House Agriculture Committee Chairman Collin Peterson (D, MN) is conducting a series of hearings in rural America to tout his support for big Ag listen to the people.


In the third paragraph of page 14 of an unofficial transcript of the recent hearings in Troy, Alabama, Mr. Peterson makes an excellent point about the fundamental inability of lawmakers or Washington bureaucrats to decide which farm size is best. “We are not going to get into the business of deciding how big a farm should be because that’s way beyond our expertise.” Mr Peterson has made cutesy, self-deprecating remarks before about how Washington isn’t smart enough to make farm management decisions. I guess even incredibly powerful incumbents feel some pressure from tea partiers to make cynical asides about Washington.


And yet. Here’s Mr. Peterson, in an interview with a upstate New York newspaper, offering his two cents’ on how to reform (and I use that term in the loosest possible sense) U.S. dairy policy:

When lawmakers map out a new safety net, it will have to include a supply management system to keep milk production in check, Mr. Peterson said…


Supply management could include measures to discourage farms from expanding, as well as a program to spur more dairy exports. In the past, the government has tried buying out farmers’ dairy herds, but production eventually recovered and the beef industry suffered from the low prices resulting from so many cows suddenly entering the slaughter market.


“Production management will have to be in it,” Mr. Peterson said…


As part of the changes, Mr. Peterson said, he also expects Congress will add California to the federal milk marketing system, which sets the minimum prices farmers receive.

So farm size is beyond the federal government’s expertise, but “production management” for dairy farms is not? Make up your mind, Congressman.

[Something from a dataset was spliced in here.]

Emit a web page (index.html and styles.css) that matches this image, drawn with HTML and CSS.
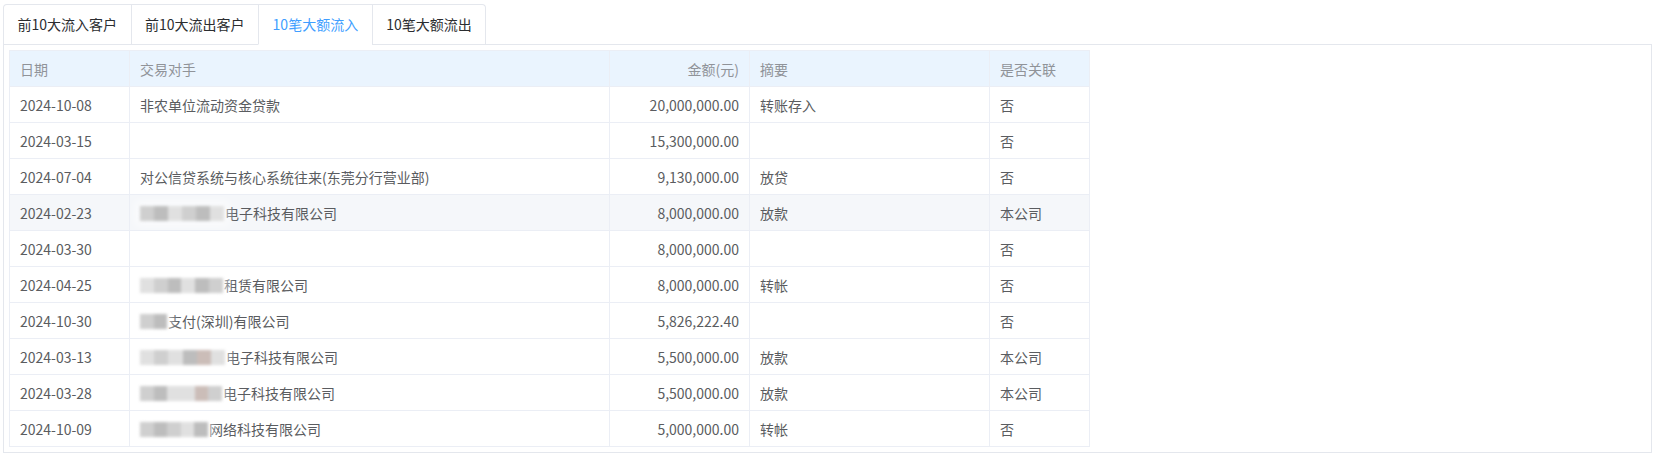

I also have concerns with the substance of Mr Peterson’s suggestions for dairy policy. Just last weekend I attended a workshop in Toronto where a graduate student from the University of Guelph gave an excellent presentation on the recent problems in the Ontario quota exchange, the market on which quota rights to produce dairy products in Ontario, Canada are traded. (The paper on which his analysis was based is not yet available.) Quota rights to, essentially, one cow trebled over recent years to more than C$30, 000. That’s just for the right to milk the cow, mind you. It doesn’t buy you the cow, or even the land or equipment or feed for the cow. Just the right to produce. As the student described the system, it sounded to me like the Canadian version of tulip mania, backed up by soviet-style supply management systems. Do we really want to introduce this sort of insanity to U.S. dairy markets, as if the current system wasn’t ludicrous enough?